You can do one better…
From: add action=accept chain=input comment=“Allow access from LAN” in-interface-list=LAN
add action=drop chain=input comment=“defconf: drop all not coming from LAN” in-interface-list=!LAN log=yes log-prefix=
!LAN
TO: add action=accept chain=input comment=“Allow access from LAN” in-interface-list=LAN add action=drop chain=input comment=“drop all else”

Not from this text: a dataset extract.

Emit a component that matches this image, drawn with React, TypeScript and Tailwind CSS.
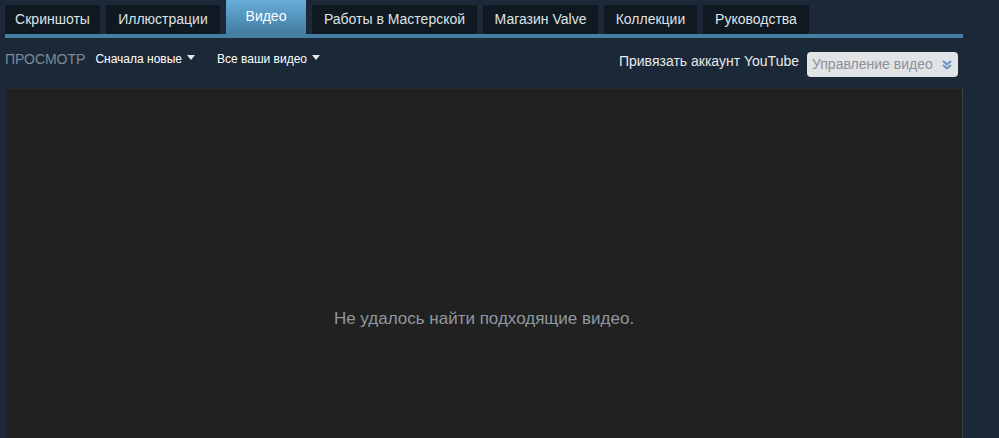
import React from "react";

const tabs = [
  { label: "Скриншоты", w: 95 },
  { label: "Иллюстрации", w: 114 },
  { label: "Видео", w: 80, active: true },
  { label: "Работы в Мастерской", w: 165 },
  { label: "Магазин Valve", w: 115 },
  { label: "Коллекции", w: 93 },
  { label: "Руководства", w: 106 },
];

function Caret() {
  return (
    <svg width="8" height="5" viewBox="0 0 8 5" className="ml-[5px] mt-[-3px]">
      <path d="M0 0 L8 0 L4 5 Z" fill="#e6e9ec" />
    </svg>
  );
}

export default function App() {
  return (
    <div
      className="w-[999px] h-[438px] overflow-hidden bg-[#1b2838]"
      style={{ fontFamily: '"Liberation Sans", Arial, sans-serif' }}
    >
      <div className="pl-[5px] w-[963px]">
        <div className="flex gap-[6px] h-[34px] items-end">
          {tabs.map((t) =>
            t.active ? (
              <div
                key={t.label}
                className="h-[34px] flex items-center justify-center pb-[1px] text-[14px] text-white bg-gradient-to-b from-[#67aedb] to-[#427da0]"
                style={{ width: t.w }}
              >
                {t.label}
              </div>
            ) : (
              <div
                key={t.label}
                className="h-[29px] flex items-center justify-center text-[14px] text-[#dfe3e6] bg-[#101822]"
                style={{ width: t.w }}
              >
                {t.label}
              </div>
            )
          )}
        </div>
        <div className="h-[4px] bg-[#447ea3]" />
      </div>

      <div className="flex justify-between pl-[5px] pr-[41px] h-[50px]">
        <div className="flex items-center self-start mt-[13px] h-[16px]">
          <span className="text-[14px] leading-[16px] text-[#7d8a98]">ПРОСМОТР</span>
          <span className="ml-[10px] text-[12px] text-white flex items-center">
            Сначала новые
            <Caret />
          </span>
          <span className="ml-[22px] text-[12px] text-white flex items-center">
            Все ваши видео
            <Caret />
          </span>
        </div>
        <div className="flex items-start mt-[14px]">
          <span className="text-[14px] leading-[16px] mt-[1px] text-[#e6e9ec]">Привязать аккаунт YouTube</span>
          <div className="ml-[8px] w-[151px] h-[25px] rounded-[4px] bg-[#e1e4e6] flex items-center justify-between pl-[5px] pr-[6px]">
            <span className="text-[14px] text-[#8c9196]">Управление видео</span>
            <svg width="10" height="10" viewBox="0 0 10 10">
              <path d="M1 1 L5 4.5 L9 1 M1 5 L5 8.5 L9 5" stroke="#6a8fc4" strokeWidth="2" fill="none" />
            </svg>
          </div>
        </div>
      </div>

      <div className="ml-[6px] w-[957px] h-[400px] bg-[#212121] border-t border-t-[#2a2b2c] border-r border-r-[#3a3d40] flex justify-center pt-[217px]">
        <span className="text-[17px] text-[#8f98a0]">Не удалось найти подходящие видео.</span>
      </div>
    </div>
  );
}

Modify from this add action=drop chain=forward comment=“defconf: drop all from WAN not DSTNATed” connection-nat-state=!dstnat
connection-state=new in-interface-list=WAN
add action=drop chain=input comment=“drop everything else” log=yes log-prefix=DROP
TO the clearer: add action=accept chain=forward comment=“internet traffic” in-interface-list=LAN out-interface-list=WAN
add action=accept chain=forward comment=“port forwarding” connection-nat-state=dstnat
add action=drop chain=forward comment=“drop all else”
Why do you have a hairpin NAT rule if you have no dst nat or port forwarding in the mix???
You have three routes to NOTHING… there is only one subnet on your router 192.168.77.0/24, where are the other three coming from???